Diving into the vulnerability, researchers noticed that when PayPal servers responded to a POST request sent from the mobile app for a two-factor enabled account, the application would show an error message telling the user two-factor was enabled and not supported, initially sending the user back to the login screen. But when Duo researchers replaced the value in the server’s response in regards to the two-factor authentication to “false”, the application would simply allow the user into the account, bypassing all forms of two-factor protection.

Researcher Lanier looked at the initial server response once more and discovered a session identifier. “As it turned out, ‘session_token’ is used for authorization against mobileclient.paypal.com, an otherwise (publicly) undocumented SOAP-based API that provides additional account-related functionality, including but not limited to sending money,” his report read.

“We then stepped through the ‘send money’ process in the mobile apps, again capturing traffic with Burp. Through this, we were able to observe the necessary requests/responses and SOAP envelopes (read: painful XML) that make up a PayPal fund transfer from their mobile applications. The funds transfer process turned out to be a four-step exchange, with each request requiring a value unique to the overall transaction.”

Using the custom built application utilized in the exploitation of the vulnerability, researchers were able to transfer money willingly into accounts with just a username and password.
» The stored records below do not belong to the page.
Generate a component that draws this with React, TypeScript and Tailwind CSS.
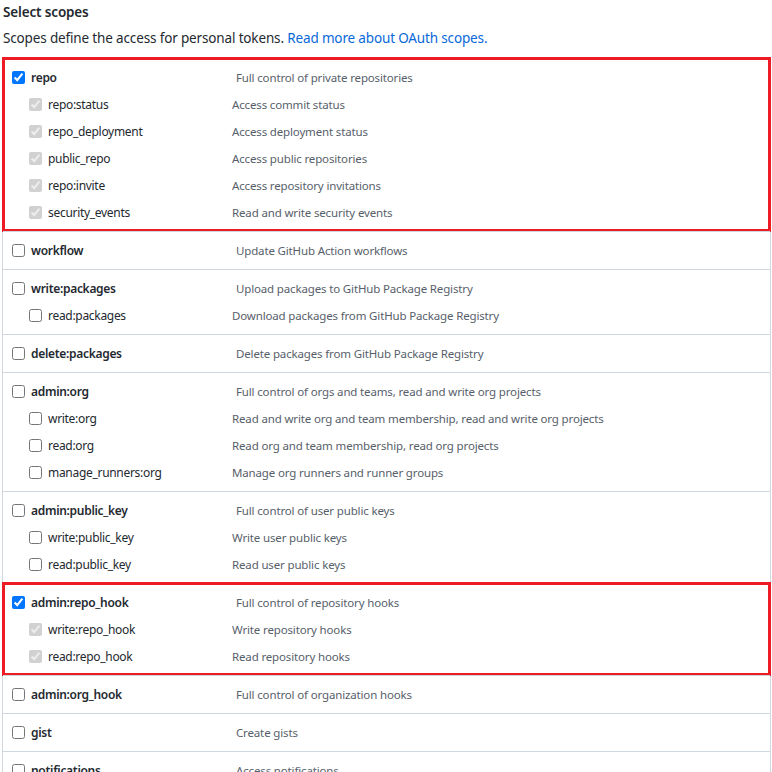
import React from 'react';

type Scope = { name: string; desc: string; checked?: boolean };
type Group = { top: Scope; subs: Scope[]; marked?: boolean };

const groups: Group[] = [
  {
    top: { name: 'repo', desc: 'Full control of private repositories', checked: true },
    subs: [
      { name: 'repo:status', desc: 'Access commit status', checked: true },
      { name: 'repo_deployment', desc: 'Access deployment status', checked: true },
      { name: 'public_repo', desc: 'Access public repositories', checked: true },
      { name: 'repo:invite', desc: 'Access repository invitations', checked: true },
      { name: 'security_events', desc: 'Read and write security events', checked: true },
    ],
    marked: true,
  },
  { top: { name: 'workflow', desc: 'Update GitHub Action workflows' }, subs: [] },
  {
    top: { name: 'write:packages', desc: 'Upload packages to GitHub Package Registry' },
    subs: [{ name: 'read:packages', desc: 'Download packages from GitHub Package Registry' }],
  },
  { top: { name: 'delete:packages', desc: 'Delete packages from GitHub Package Registry' }, subs: [] },
  {
    top: { name: 'admin:org', desc: 'Full control of orgs and teams, read and write org projects' },
    subs: [
      { name: 'write:org', desc: 'Read and write org and team membership, read and write org projects' },
      { name: 'read:org', desc: 'Read org and team membership, read org projects' },
      { name: 'manage_runners:org', desc: 'Manage org runners and runner groups' },
    ],
  },
  {
    top: { name: 'admin:public_key', desc: 'Full control of user public keys' },
    subs: [
      { name: 'write:public_key', desc: 'Write user public keys' },
      { name: 'read:public_key', desc: 'Read user public keys' },
    ],
  },
  {
    top: { name: 'admin:repo_hook', desc: 'Full control of repository hooks', checked: true },
    subs: [
      { name: 'write:repo_hook', desc: 'Write repository hooks', checked: true },
      { name: 'read:repo_hook', desc: 'Read repository hooks', checked: true },
    ],
    marked: true,
  },
  { top: { name: 'admin:org_hook', desc: 'Full control of organization hooks' }, subs: [] },
  { top: { name: 'gist', desc: 'Create gists' }, subs: [] },
  { top: { name: 'notifications', desc: 'Access notifications' }, subs: [] },
];

function Row({ scope, sub, parentChecked }: { scope: Scope; sub?: boolean; parentChecked?: boolean }) {
  return (
    <div className="flex h-[27px] items-center">
      <label className={`flex w-[229px] shrink-0 items-center gap-[6px] ${sub ? 'pl-[26px]' : 'pl-[9px]'}`}>
        <input
          type="checkbox"
          readOnly
          checked={!!scope.checked}
          disabled={sub && parentChecked}
          className="h-[13px] w-[13px] accent-[#0075ff]"
        />
        <span className={`text-[12px] tracking-[-0.3px] text-[#24292f] ${sub ? '' : 'font-semibold'}`}>
          {scope.name}
        </span>
      </label>
      <span className={`whitespace-nowrap text-[11.5px] tracking-[-0.15px] text-[#57606a] ${sub ? '' : 'pl-[4px]'}`}>
        {scope.desc}
      </span>
    </div>
  );
}

export default function App() {
  return (
    <div className="h-[772px] overflow-hidden bg-white" style={{ fontFamily: '"Noto Sans", "Open Sans", sans-serif' }}>
      <div className="px-[3px] pt-[1px] tracking-[-0.15px]">
        <h3 className="text-[13.5px] font-semibold leading-[22px] text-[#24292f]">Select scopes</h3>
        <p className="mt-[4px] text-[13.5px] leading-[22px] text-[#24292f]">
          Scopes define the access for personal tokens.{' '}
          <a className="text-[#0969da]">Read more about OAuth scopes.</a>
        </p>
      </div>

      <div className="ml-[2px] mt-[9px] w-[769px] border-x border-[#d0d7de]">
        {groups.map((g) => (
          <div key={g.top.name} className="relative border-t border-[#d0d7de] py-[5px]">
            <Row scope={g.top} />
            {g.subs.map((s) => (
              <Row key={s.name} scope={s} sub parentChecked={g.top.checked} />
            ))}
            {g.marked && (
              <div className="pointer-events-none absolute -top-[2px] -bottom-[1px] -left-[1px] -right-[1px] border-[3px] border-[#ed1c24]" />
            )}
          </div>
        ))}
      </div>
    </div>
  );
}
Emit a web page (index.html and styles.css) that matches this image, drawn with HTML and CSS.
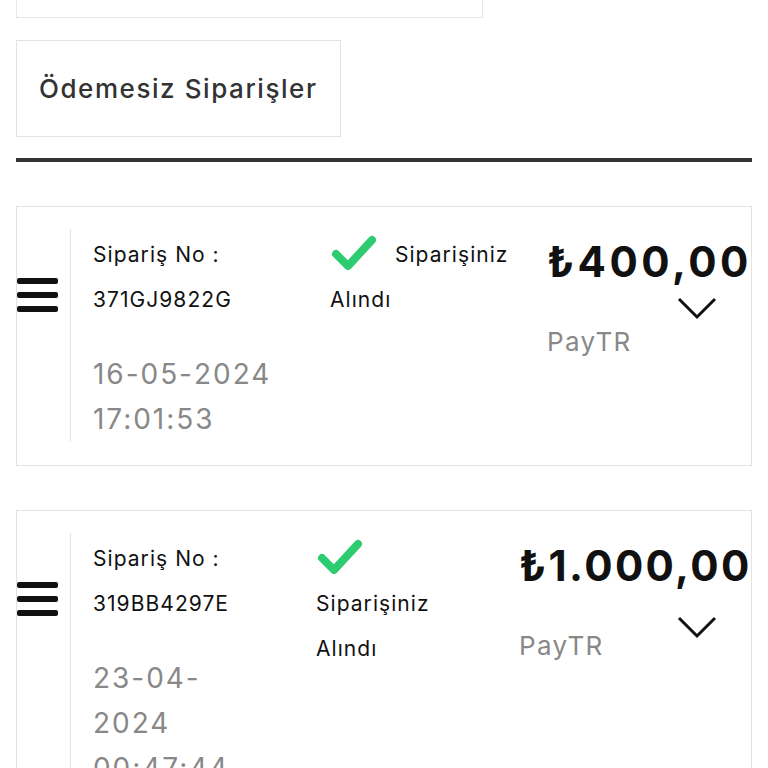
FILE: index.html
```html
<!DOCTYPE html>
<html lang="tr">
<head>
    <meta charset="UTF-8">
    <meta name="viewport" content="width=device-width, initial-scale=1.0">
    <title>Siparişlerim</title>
    <link rel="stylesheet" href="styles.css">
</head>
<body>

    <div class="page">
        <div class="search-box"></div>

        <div class="tab-button">Ödemesiz Siparişler</div>

        <hr class="divider">

        <div class="order-card">
            <div class="order-row">
                <div class="menu-icon">
                    <svg width="41" height="34" viewBox="0 0 41 34">
                        <rect x="0" y="0" width="41" height="6" rx="2"/>
                        <rect x="0" y="14" width="41" height="6" rx="2"/>
                        <rect x="0" y="28" width="41" height="6" rx="2"/>
                    </svg>
                </div>
                <div class="order-info">
                    <p>Sipariş No :</p>
                    <p>371GJ9822G</p>
                    <p class="order-date">16-05-<wbr>2024 17:01:53</p>
                </div>
                <div class="order-status">
                    <svg class="check" width="48" height="36" viewBox="0 0 48 36">
                        <path d="M6 19 L18 31 L42 5"/>
                    </svg>
                    Siparişiniz Alındı
                </div>
                <div class="order-price">
                    <div class="price">₺400,00</div>
                    <svg class="toggle" width="40" height="24" viewBox="0 0 40 24">
                        <path d="M2 3 L20 21 L38 3"/>
                    </svg>
                    <div class="method">PayTR</div>
                </div>
            </div>
        </div>

        <div class="order-card order-card--wide">
            <div class="order-row">
                <div class="menu-icon">
                    <svg width="41" height="34" viewBox="0 0 41 34">
                        <rect x="0" y="0" width="41" height="6" rx="2"/>
                        <rect x="0" y="14" width="41" height="6" rx="2"/>
                        <rect x="0" y="28" width="41" height="6" rx="2"/>
                    </svg>
                </div>
                <div class="order-info">
                    <p>Sipariş No :</p>
                    <p>319BB4297E</p>
                    <p class="order-date">23-04-<wbr>2024 00:47:44</p>
                </div>
                <div class="order-status">
                    <svg class="check" width="48" height="36" viewBox="0 0 48 36">
                        <path d="M6 19 L18 31 L42 5"/>
                    </svg>
                    Siparişiniz Alındı
                </div>
                <div class="order-price">
                    <div class="price">₺1.000,00</div>
                    <svg class="toggle" width="40" height="24" viewBox="0 0 40 24">
                        <path d="M2 3 L20 21 L38 3"/>
                    </svg>
                    <div class="method">PayTR</div>
                </div>
            </div>
        </div>
    </div>

</body>
</html>
```

FILE: styles.css
```css
body {
    margin: 0;
    font-family: Inter, "Noto Sans", sans-serif;
    color: #111;
    background: #fff;
}

.page {
    padding: 0 16px;
}

.search-box {
    width: 465px;
    height: 17px;
    border: 1px solid #e6e6e6;
    border-top: none;
}

.tab-button {
    display: inline-block;
    margin-top: 22px;
    padding: 0 22px;
    height: 95px;
    line-height: 95px;
    border: 1px solid #e3e3e3;
    font-size: 26px;
    font-weight: 500;
    letter-spacing: 0.06em;
    color: #333;
}

.divider {
    margin: 21px 0 0;
    height: 4px;
    border: none;
    background: #333;
}

.order-card {
    margin-top: 44px;
    padding: 22px 0 23px;
    border: 1px solid #e3e3e3;
}

.order-row {
    display: grid;
    grid-template-columns: 53px 260px 217px minmax(0, 1fr);
    align-items: start;
}

.order-card--wide .order-row {
    grid-template-columns: 53px 246px 203px minmax(0, 1fr);
}

.menu-icon {
    margin-top: 49px;
}

.menu-icon rect {
    fill: #111;
}

.order-info {
    align-self: stretch;
    border-left: 1px solid #e3e3e3;
    padding: 3px 50px 0 22px;
}

.order-info p {
    margin: 0;
    font-size: 21px;
    line-height: 45px;
    letter-spacing: 0.05em;
}

.order-info .order-date {
    margin-top: 30px;
    font-size: 28px;
    letter-spacing: 0.07em;
    color: #888;
}

.order-status {
    padding: 3px 36px 0 0;
    font-size: 21px;
    line-height: 45px;
    letter-spacing: 0.05em;
}

.check {
    margin-right: 10px;
    vertical-align: -9px;
}

.check path {
    fill: none;
    stroke: #2ecc71;
    stroke-width: 8;
    stroke-linecap: round;
    stroke-linejoin: round;
}

.order-price {
    display: flex;
    flex-direction: column;
    padding-top: 3px;
    white-space: nowrap;
}

.price {
    margin-top: 5px;
    font-size: 42px;
    font-weight: 700;
    line-height: 50px;
    letter-spacing: 3.5px;
}

.toggle {
    align-self: flex-end;
    margin: 9px 34px 0 0;
}

.toggle path {
    fill: none;
    stroke: #111;
    stroke-width: 3;
}

.method {
    margin-top: 6px;
    font-size: 26px;
    letter-spacing: 0.05em;
    color: #888;
}

.order-card--wide .price {
    letter-spacing: 2.4px;
}

.order-card--wide .toggle {
    margin-top: 24px;
}

.order-card--wide .method {
    margin-top: -9px;
}
```
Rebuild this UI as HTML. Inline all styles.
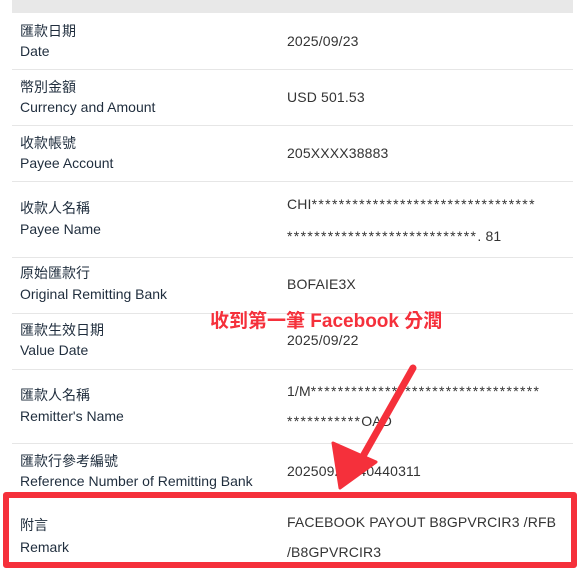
<!DOCTYPE html>
<html><head><meta charset="utf-8"><style>
body{margin:0;width:585px;height:569px;background:#fff;overflow:hidden;position:relative;font-family:"Liberation Sans","Noto Sans CJK TC",sans-serif;}
.t{position:absolute;font-size:14px;white-space:nowrap;line-height:16px}
.l{color:#1f2d3d;left:20px}
.v{color:#333;left:287px;letter-spacing:0.15px}
.sep{position:absolute;left:12px;width:561px;height:1px;background:#e6e6e6}
</style></head><body>
<div style="position:absolute;left:12px;top:0;width:561px;height:13px;background:#e8e8e8"></div>

<div class="t l" style="top:23px">匯款日期</div><div class="t l" style="top:43px">Date</div><div class="t v" style="top:33px">2025/09/23</div>
<div class="sep" style="top:69px"></div>
<div class="t l" style="top:79px">幣別金額</div><div class="t l" style="top:99px">Currency and Amount</div><div class="t v" style="top:89px">USD 501.53</div>
<div class="sep" style="top:125px"></div>
<div class="t l" style="top:135px">收款帳號</div><div class="t l" style="top:155px">Payee Account</div><div class="t v" style="top:145px">205XXXX38883</div>
<div class="sep" style="top:181px"></div>
<div class="t l" style="top:200px">收款人名稱</div><div class="t l" style="top:221px">Payee Name</div>
<div class="t v" style="top:196px">CHI<span style="letter-spacing:1.35px">*********************************</span></div>
<div class="t v" style="top:228px"><span style="letter-spacing:1.35px">****************************</span>. 81</div>
<div class="sep" style="top:257px"></div>
<div class="t l" style="top:265px">原始匯款行</div><div class="t l" style="top:286px">Original Remitting Bank</div><div class="t v" style="top:276px">BOFAIE3X</div>
<div class="sep" style="top:313px"></div>
<div class="t l" style="top:322px">匯款生效日期</div><div class="t l" style="top:342px">Value Date</div><div class="t v" style="top:332px">2025/09/22</div>
<div class="sep" style="top:369px"></div>
<div class="t l" style="top:387px">匯款人名稱</div><div class="t l" style="top:408px">Remitter's Name</div>
<div class="t v" style="top:383px">1/M<span style="letter-spacing:1.3px">**********************************</span></div>
<div class="t v" style="top:413px"><span style="letter-spacing:1.3px">***********</span>OAD</div>
<div class="sep" style="top:443px"></div>
<div class="t l" style="top:453px">匯款行參考編號</div><div class="t l" style="top:473px">Reference Number of Remitting Bank</div><div class="t v" style="top:463px">20250923040440311</div>

<div class="t l" style="top:517px">附言</div><div class="t l" style="top:539px">Remark</div>
<div class="t v" style="top:514px">FACEBOOK PAYOUT B8GPVRCIR3 /RFB</div>
<div class="t v" style="top:544px">/B8GPVRCIR3</div>

<div style="position:absolute;left:3px;top:492px;width:562px;height:64px;border:6px solid #f5303b;border-radius:3px"></div>

<div class="t" style="left:210px;top:311px;font-size:19px;line-height:21px;font-weight:bold;color:#f5303b">收到第一筆 Facebook 分潤</div>

<svg style="position:absolute;left:0;top:0" width="585" height="569">
<line x1="413" y1="368" x2="362" y2="458" stroke="#f5303b" stroke-width="7" stroke-linecap="round"/>
<polygon points="340,488 333,443 376,462" fill="#f5303b" stroke="#f5303b" stroke-width="3" stroke-linejoin="round"/>
</svg>
</body></html>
“There are plenty of cases of PayPal passwords being compromised in giant database dumps, and there’s also been a giant rise in PayPal related phishing,” he said in an interview. “That approach is already being used. People have long been and are continuing to do so. The whole two factor thing was supposed to make you feel all warm and fuzzy if your password is compromised. I’d probably use one of these techniques that are pretty darn efficient or maybe iterate through the public dumps of passwords.”

The vulnerability was initially discovered by an outside researcher named, Dan Saltman, who asked for help from Duo Security to validate the concern and talk with PayPal’s security team.